TIME : 2016/2/29 16:29:09
Classical Music: New, Young Conductors Mathias Bothor/DG

They call it Dudamania: Gustavo Dudamel, the 27-year-old Venezuelan conductor, shaggy-headed and exuberant, is leading performances that lift not only the audience but his musicians from their seats (go to YouTube to see “Mambo” with his Simón Bolívar Youth Orchestra). But Dudamel, who tours the States with the Israel Philharmonic (ipo.co.il) this fall and becomes music director of the Los Angeles Philharmonic in 2009, is merely the front-runner of a pack of young conducting talents.
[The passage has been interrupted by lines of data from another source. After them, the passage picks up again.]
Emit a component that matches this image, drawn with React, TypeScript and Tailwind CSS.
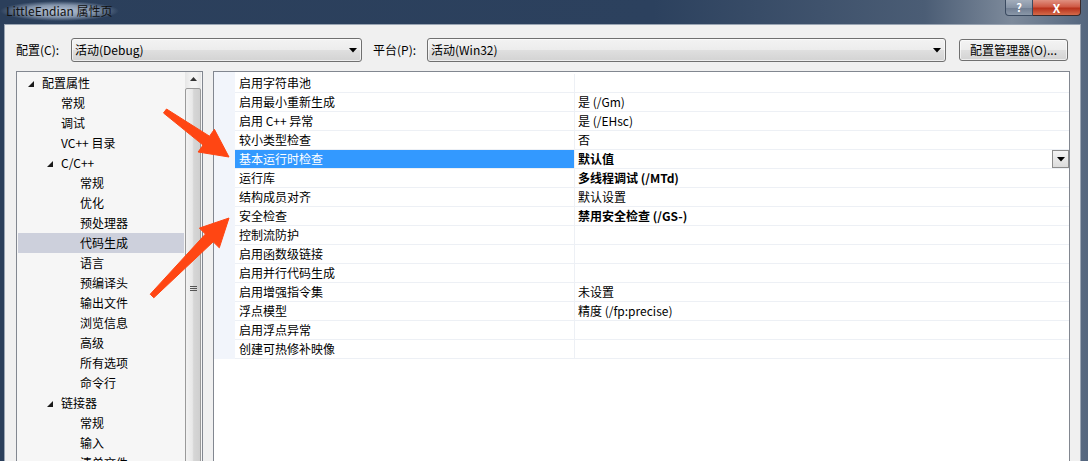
const FONT = "font-['Noto_Sans_CJK_SC','Noto_Sans',sans-serif]";

type TreeItem = { t: string; l: number; exp?: boolean; sel?: boolean };

const tree: TreeItem[] = [
  { t: '配置属性', l: 0, exp: true },
  { t: '常规', l: 1 },
  { t: '调试', l: 1 },
  { t: 'VC++ 目录', l: 1 },
  { t: 'C/C++', l: 1, exp: true },
  { t: '常规', l: 2 },
  { t: '优化', l: 2 },
  { t: '预处理器', l: 2 },
  { t: '代码生成', l: 2, sel: true },
  { t: '语言', l: 2 },
  { t: '预编译头', l: 2 },
  { t: '输出文件', l: 2 },
  { t: '浏览信息', l: 2 },
  { t: '高级', l: 2 },
  { t: '所有选项', l: 2 },
  { t: '命令行', l: 2 },
  { t: '链接器', l: 1, exp: true },
  { t: '常规', l: 2 },
  { t: '输入', l: 2 },
  { t: '清单文件', l: 2 },
];

const indent = ['pl-[10px]', 'pl-[29px]', 'pl-[48px]'];

type Prop = { name: string; value?: string; bold?: boolean; sel?: boolean };

const props: Prop[] = [
  { name: '启用字符串池' },
  { name: '启用最小重新生成', value: '是 (/Gm)' },
  { name: '启用 C++ 异常', value: '是 (/EHsc)' },
  { name: '较小类型检查', value: '否' },
  { name: '基本运行时检查', value: '默认值', bold: true, sel: true },
  { name: '运行库', value: '多线程调试 (/MTd)', bold: true },
  { name: '结构成员对齐', value: '默认设置' },
  { name: '安全检查', value: '禁用安全检查 (/GS-)', bold: true },
  { name: '控制流防护' },
  { name: '启用函数级链接' },
  { name: '启用并行代码生成' },
  { name: '启用增强指令集', value: '未设置' },
  { name: '浮点模型', value: '精度 (/fp:precise)' },
  { name: '启用浮点异常' },
  { name: '创建可热修补映像' },
];

function DownTri() {
  return (
    <svg width="8" height="5" viewBox="0 0 8 5">
      <polygon points="0,0 8,0 4,4.5" fill="#000" />
    </svg>
  );
}

function Combo({ text, w }: { text: string; w: string }) {
  return (
    <div
      className={`${w} h-[24px] flex items-center justify-between pl-[3px] pr-[4px] rounded-[3px] border border-[#707070] bg-[linear-gradient(#f3f3f3_0%,#ececec_50%,#dfdfdf_52%,#d3d3d3_100%)] shadow-[inset_0_0_0_1px_rgba(255,255,255,0.6)]`}
    >
      <span className="text-[12px] text-black">{text}</span>
      <DownTri />
    </div>
  );
}

// red callout arrow, tapered shaft + triangular head
function Arrow({ x1, y1, x2, y2 }: { x1: number; y1: number; x2: number; y2: number }) {
  const dx = x2 - x1;
  const dy = y2 - y1;
  const len = Math.hypot(dx, dy);
  const ux = dx / len;
  const uy = dy / len;
  const nx = -uy;
  const ny = ux;
  const headLen = 28;
  const headW = 14;
  const bx = x2 - ux * headLen;
  const by = y2 - uy * headLen;
  const pts = [
    [x1 + nx * 2.5, y1 + ny * 2.5],
    [bx + nx * 5.5, by + ny * 5.5],
    [bx + nx * headW, by + ny * headW],
    [x2, y2],
    [bx - nx * headW, by - ny * headW],
    [bx - nx * 5.5, by - ny * 5.5],
    [x1 - nx * 2.5, y1 - ny * 2.5],
  ]
    .map((p) => `${p[0].toFixed(1)},${p[1].toFixed(1)}`)
    .join(' ');
  return <polygon points={pts} fill="#ff4613" stroke="#ff4613" strokeWidth="1" strokeLinejoin="round" />;
}

export default function App() {
  return (
    <div className={`relative w-[1088px] h-[461px] overflow-hidden flex flex-col bg-[linear-gradient(to_right,#2b3f5b_0%,#2c415e_60%,#4b5d75_85%,#7d8a9b_93%,#54667e_100%)] ${FONT}`}>
      {/* title bar */}
      <div className="h-[24px] shrink-0 flex items-start justify-between pr-[7px]">
        <div className="mt-[1px] px-[6px] h-[20px] flex items-center bg-[radial-gradient(ellipse_closest-side_at_center,rgba(210,222,238,0.85)_0%,rgba(190,205,225,0.6)_60%,rgba(60,80,110,0)_100%)]">
          <span className="text-[12px] text-[#111] leading-none">LittleEndian 属性页</span>
        </div>
        <div className="flex">
          <div className="w-[28px] h-[16px] flex items-center justify-center rounded-bl-[4px] border border-t-0 border-[#3a4a60] bg-[linear-gradient(#a2adbb_0%,#8794a6_50%,#6f7d91_52%,#8a97a8_100%)]">
            <span className="text-[11px] font-bold text-white leading-none">?</span>
          </div>
          <div className="w-[48px] h-[16px] flex items-center justify-center rounded-br-[4px] border border-t-0 border-l-0 border-[#3a2a2a] bg-[linear-gradient(#e09080_0%,#cf5a45_45%,#b8321c_55%,#d46a4a_100%)]">
            <span className="text-[12px] font-bold text-white leading-none">X</span>
          </div>
        </div>
      </div>

      {/* dialog body */}
      <div className="ml-[4px] w-[1077px] flex-1 flex flex-col border-t border-l border-r border-[#9aa5b3] bg-[#f0f0f0] pt-[13px] pl-[11px] pr-[10px]">
        <div className="h-[24px] flex items-center text-[12px] text-black">
          <span className="w-[55px]">配置(C):</span>
          <Combo text="活动(Debug)" w="w-[291px]" />
          <span className="w-[54px] ml-[11px]">平台(P):</span>
          <Combo text="活动(Win32)" w="w-[519px]" />
          <div className="ml-[13px] w-[109px] h-[22px] flex items-center justify-center rounded-[3px] border border-[#707070] bg-[linear-gradient(#f3f3f3_0%,#ececec_50%,#dfdfdf_52%,#d3d3d3_100%)] shadow-[inset_0_0_0_1px_rgba(255,255,255,0.6)]">
            配置管理器(O)...
          </div>
        </div>

        <div className="mt-[9px] flex gap-[10px]">
          {/* tree */}
          <div className="w-[187px] h-[420px] shrink-0 border border-[#828790] bg-[#f6f6f6] flex">
            <div className="flex-1 pt-[1px] px-[1px]">
              {tree.map((it, i) => (
                <div
                  key={i}
                  className={`h-[20px] flex items-center text-[12px] text-black ${indent[it.l]} ${it.sel ? 'bg-[#cdd0dc]' : ''}`}
                >
                  <span className="w-[14px] flex items-center pt-[2px]">
                    {it.exp && (
                      <svg width="7" height="7" viewBox="0 0 7 7">
                        <polygon points="6,0 6,6 0,6" fill="#1a1a1a" />
                      </svg>
                    )}
                  </span>
                  <span>{it.t}</span>
                </div>
              ))}
            </div>
            {/* scrollbar */}
            <div className="w-[17px] shrink-0 flex flex-col bg-[linear-gradient(to_right,#e6e6e6,#f3f3f3_40%,#f3f3f3_70%,#e6e6e6)] border-r border-[#f6f6f6]">
              <div className="h-[18px] flex items-center justify-center">
                <svg width="7" height="4" viewBox="0 0 7 4">
                  <polygon points="0,4 7,4 3.5,0" fill="#333" />
                </svg>
              </div>
              <div className="mt-[1px] h-[496px] rounded-[2px] border border-[#9a9a9a] bg-[linear-gradient(to_right,#f2f2f2,#e8e8e8_45%,#d6d6d6_55%,#cfcfcf)] flex items-center justify-center">
                <div className="flex flex-col gap-[1px]">
                  <div className="w-[7px] h-[1px] bg-[#555]" />
                  <div className="w-[7px] h-[1px] bg-[#555]" />
                  <div className="w-[7px] h-[1px] bg-[#555]" />
                </div>
              </div>
            </div>
          </div>

          {/* property grid */}
          <div className="flex-1 h-[420px] border border-[#828790] bg-white flex items-start">
            <div className="w-[21px] h-[287px] shrink-0 bg-[#f2f5fb]" />
            <div className="flex-1 pt-[2px]">
              {props.map((p, i) => (
                <div key={i} className="h-[19px] flex border-b border-[#edf0f5] text-[12px] text-black">
                  <div
                    className={`w-[340px] shrink-0 border-r border-[#edf0f5] pl-[4px] leading-[18px] ${p.sel ? 'bg-[#3399ff] text-white' : ''}`}
                  >
                    {p.name}
                  </div>
                  <div className={`flex-1 flex justify-between pl-[3px] leading-[18px] ${p.bold ? 'font-bold' : ''}`}>
                    <span>{p.value ?? ''}</span>
                    {p.sel && (
                      <div className="w-[17px] h-[18px] flex items-center justify-center border border-[#8c8c8c] bg-[linear-gradient(#f4f4f4,#dcdcdc)]">
                        <DownTri />
                      </div>
                    )}
                  </div>
                </div>
              ))}
            </div>
          </div>
        </div>
      </div>

      {/* annotation arrows */}
      <svg className="absolute left-0 top-0 pointer-events-none" width="1088" height="461">
        <Arrow x1={165} y1={111} x2={229} y2={157} />
        <Arrow x1={152} y1={296} x2={229} y2={218} />
      </svg>
    </div>
  );
}
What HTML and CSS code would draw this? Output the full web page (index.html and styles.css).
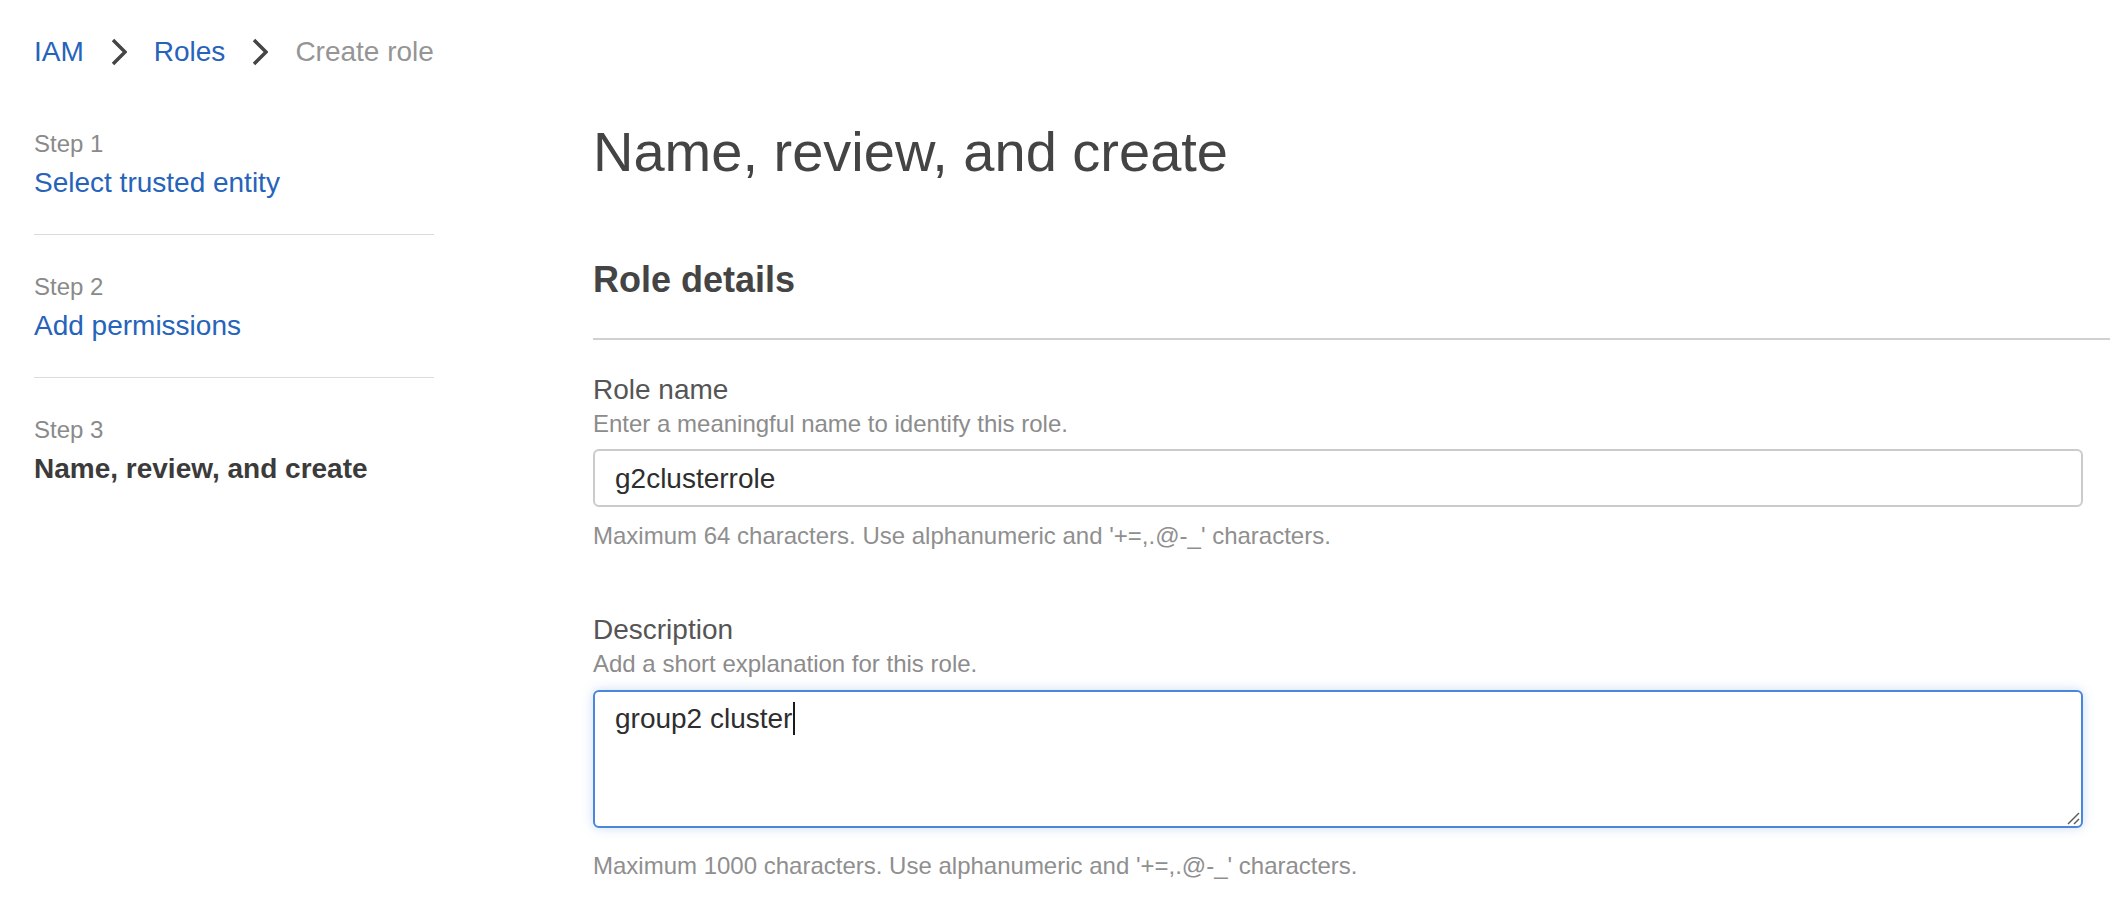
FILE: index.html
```html
<!DOCTYPE html>
<html lang="en">
<head>
<meta charset="utf-8">
<title>Create role</title>
<link rel="stylesheet" href="styles.css">
</head>
<body>
<nav class="breadcrumb">
  <a class="crumb-link" href="#">IAM</a>
  <svg class="chevron" width="16" height="28" viewBox="0 0 16 28"><polyline points="2,2 14,14 2,26" fill="none" stroke="#454545" stroke-width="3.4"/></svg>
  <a class="crumb-link" href="#">Roles</a>
  <svg class="chevron" width="16" height="28" viewBox="0 0 16 28"><polyline points="2,2 14,14 2,26" fill="none" stroke="#454545" stroke-width="3.4"/></svg>
  <span class="crumb-current">Create role</span>
</nav>

<div class="layout">
  <ol class="steps">
    <li class="step">
      <div class="step-num">Step 1</div>
      <a class="step-title" href="#">Select trusted entity</a>
    </li>
    <li class="step">
      <div class="step-num">Step 2</div>
      <a class="step-title" href="#">Add permissions</a>
    </li>
    <li class="step">
      <div class="step-num">Step 3</div>
      <div class="step-title step-active">Name, review, and create</div>
    </li>
  </ol>

  <main class="main">
    <h1 class="page-title">Name, review, and create</h1>
    <div class="section-header">
      <h2 class="section-title">Role details</h2>
    </div>
    <div class="form">
      <div class="field">
        <label class="field-label" for="role-name">Role name</label>
        <div class="field-desc">Enter a meaningful name to identify this role.</div>
        <input class="text-input" id="role-name" type="text" value="g2clusterrole">
        <div class="field-hint">Maximum 64 characters. Use alphanumeric and '+=,.@-_' characters.</div>
      </div>
      <div class="field field-second">
        <div class="field-label">Description</div>
        <div class="field-desc">Add a short explanation for this role.</div>
        <div class="textarea"><span>group2 cluster</span><span class="caret"></span>
          <svg class="grip" width="15" height="15" viewBox="0 0 15 15"><line x1="14" y1="3" x2="3" y2="14" stroke="#5a5a5a" stroke-width="1.4"/><line x1="14" y1="9" x2="9" y2="14" stroke="#5a5a5a" stroke-width="1.4"/></svg>
        </div>
        <div class="field-hint field-hint-area">Maximum 1000 characters. Use alphanumeric and '+=,.@-_' characters.</div>
      </div>
    </div>
  </main>
</div>
</body>
</html>
```

FILE: styles.css
```css
html, body {
  margin: 0;
  background: #ffffff;
}

body {
  padding: 32px 0 0 34px;
  font-family: "Liberation Sans", Arial, Helvetica, sans-serif;
  color: #444444;
  overflow: hidden;
  width: 2076px;
  height: 892px;
}

a {
  text-decoration: none;
}

.breadcrumb {
  display: flex;
  align-items: center;
  gap: 27px;
  height: 40px;
  font-size: 28px;
  line-height: 40px;
}

.crumb-link {
  color: #2663ba;
}

.crumb-current {
  color: #959595;
}

.chevron {
  display: block;
}

.layout {
  display: grid;
  grid-template-columns: 400px 1fr;
  column-gap: 159px;
  margin-top: 20px;
}

.steps {
  list-style: none;
  margin: 0;
  padding: 0;
}

.step {
  padding: 36px 0 29px;
  border-bottom: 1px solid #dcdcdc;
}

.step:last-child {
  border-bottom: none;
}

.step-num {
  font-size: 24px;
  line-height: 32px;
  color: #8a8a8a;
}

.step-title {
  display: block;
  font-size: 28px;
  line-height: 45px;
  color: #2663ba;
}

.step-active {
  font-weight: bold;
  color: #3b3b3b;
}

.main {
  min-width: 0;
}

.page-title {
  margin: 28px 0 0;
  font-size: 56px;
  line-height: 64px;
  font-weight: normal;
  color: #444444;
}

.section-header {
  margin-top: 74px;
  padding-bottom: 36px;
  border-bottom: 2px solid #d0d0d0;
}

.section-title {
  margin: 0;
  font-size: 36px;
  line-height: 44px;
  font-weight: bold;
  color: #444444;
}

.form {
  margin-right: 27px;
  padding-top: 32px;
}

.field-second {
  margin-top: 60px;
}

.field-label {
  display: block;
  font-size: 28px;
  line-height: 36px;
  color: #555555;
}

.field-desc {
  font-size: 24px;
  line-height: 32px;
  color: #8c8c8c;
}

.text-input {
  display: block;
  box-sizing: border-box;
  width: 100%;
  height: 58px;
  margin-top: 9px;
  padding: 2px 20px 0;
  border: 2px solid #cbcbcb;
  border-radius: 6px;
  font-family: "Liberation Sans", Arial, Helvetica, sans-serif;
  font-size: 28px;
  color: #2e2e2e;
  background: #ffffff;
  outline: none;
}

.field-hint {
  margin-top: 13px;
  font-size: 24px;
  line-height: 32px;
  color: #8f8f8f;
}

.field-hint-area {
  margin-top: 22px;
}

.textarea {
  position: relative;
  box-sizing: border-box;
  height: 138px;
  margin-top: 10px;
  padding: 10px 20px;
  border: 2px solid #4a87da;
  border-radius: 6px;
  box-shadow: 0 0 12px rgba(74, 135, 218, 0.28);
  font-size: 28px;
  line-height: 34px;
  color: #2e2e2e;
  background: #ffffff;
}

.caret {
  display: inline-block;
  width: 2px;
  height: 33px;
  margin-left: 1px;
  vertical-align: top;
  background: #1a1a1a;
}

.grip {
  position: absolute;
  right: 1px;
  bottom: 1px;
}
```
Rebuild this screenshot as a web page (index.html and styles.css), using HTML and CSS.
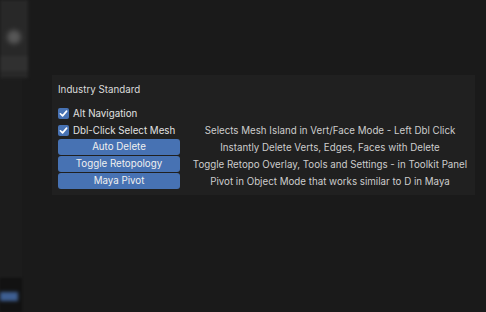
FILE: index.html
```html
<!DOCTYPE html>
<html lang="en">
<head>
    <meta charset="UTF-8">
    <title>Keymap Preferences</title>
    <link rel="stylesheet" href="styles.css">
</head>
<body>
    <div class="sidebar">
        <div class="side-top">
            <div class="side-knob"></div>
            <div class="side-bar"></div>
        </div>
        <div class="side-fill"></div>
        <div class="side-bottom">
            <div class="side-tab"></div>
        </div>
    </div>
    <div class="main">
        <div class="panel">
            <div class="panel-title">Industry Standard</div>
            <div class="rows">
                <label class="check"><span class="box"><svg viewBox="0 0 12 12"><path d="M2.6 6.3 L5 8.6 L9.4 3.4" /></svg></span>Alt Navigation</label>
                <div class="desc"></div>

                <label class="check"><span class="box"><svg viewBox="0 0 12 12"><path d="M2.6 6.3 L5 8.6 L9.4 3.4" /></svg></span>Dbl-Click Select Mesh</label>
                <div class="desc">Selects Mesh Island in Vert/Face Mode - Left Dbl Click</div>

                <button class="btn">Auto Delete</button>
                <div class="desc">Instantly Delete Verts, Edges, Faces with Delete</div>

                <button class="btn">Toggle Retopology</button>
                <div class="desc">Toggle Retopo Overlay, Tools and Settings - in Toolkit Panel</div>

                <button class="btn">Maya Pivot</button>
                <div class="desc">Pivot in Object Mode that works similar to D in Maya</div>
            </div>
        </div>
    </div>
</body>
</html>
```
FILE: styles.css
```css
body {
    margin: 0;
    height: 312px;
    overflow: hidden;
    display: flex;
    background: #1a1a1a;
    font-family: 'Inter', 'DejaVu Sans', sans-serif;
    font-size: 9.75px;
    color: #d4d4d4;
}
.sidebar {
    width: 28px;
    display: flex;
    flex-direction: column;
}
.side-top {
    height: 78px;
    background: #282828;
    filter: blur(1.5px);
    display: flex;
    flex-direction: column;
    align-items: center;
}
.side-knob {
    width: 14px;
    height: 14px;
    margin-top: 30px;
    border-radius: 50%;
    background: #575757;
    filter: blur(2px);
}
.side-bar {
    align-self: stretch;
    height: 15px;
    margin-top: 12px;
    background: #303030;
}
.side-fill {
    flex: 1;
    width: 22px;
    background: #1c1c1c;
}
.side-bottom {
    width: 22px;
    height: 34px;
    background: #121212;
    filter: blur(1px);
}
.side-tab {
    width: 18px;
    height: 9px;
    margin-top: 14px;
    background: #3e5f93;
    filter: blur(1.5px);
}
.main {
    flex: 1;
    padding: 75px 11px 0 24px;
}
.panel {
    background: #202020;
    padding: 7px 0 5px 6px;
}
.panel-title {
    height: 16px;
    line-height: 16px;
    margin-bottom: 7px;
    color: #dcdcdc;
}
.rows {
    display: grid;
    grid-template-columns: 122px 1fr;
    grid-auto-rows: 17px;
    column-gap: 5px;
}
.check {
    display: flex;
    align-items: center;
    color: #e2e2e2;
    white-space: nowrap;
}
.box {
    width: 11px;
    height: 11px;
    margin-right: 4px;
    border-radius: 2px;
    background: #4772b3;
    display: flex;
}
.box svg {
    width: 11px;
    height: 11px;
    fill: none;
    stroke: #fff;
    stroke-width: 1.8;
    stroke-linecap: round;
    stroke-linejoin: round;
}
.btn {
    height: 16px;
    padding: 0;
    border: none;
    border-radius: 3px;
    background: #4772b3;
    color: #f0f0f0;
    font-family: inherit;
    font-size: inherit;
    line-height: 16px;
}
.desc {
    text-align: center;
    line-height: 17px;
    white-space: nowrap;
    color: #cdcdcd;
}
```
Also making waves are two Russians: Vladimir Jurowski, the brooding, brilliant music director of England’s Glyndebourne Festival and principal conductor of the London Philharmonic, which he leads in a two-week Tchaikovsky series October 22–November 7 (lpo.co.uk), and Vasily Petrenko, head of the Royal Liverpool Philharmonic (liverpoolphil.com), who debuts late this year and next in Cincinnati, Dallas, Milwaukee, Baltimore, St. Louis, and Honolulu. Meanwhile, on the music director front: aficionados in the States this fall are watching two Europeans in new positions: Jaap van Zweden at the Dallas Symphony Orchestra (dallassymphony.org) and Manfred Honeck in Pittsburgh (pittsburghsymphony.org). Alan Gilbert leads the New York Philharmonic, his future home, in an all-Bernstein program at Carnegie Hall on November 14, while Nicola Luisotti, the gifted music director designate of the San Francisco Opera, conducts La Bohème, November 16–December 7 (sfopera.com).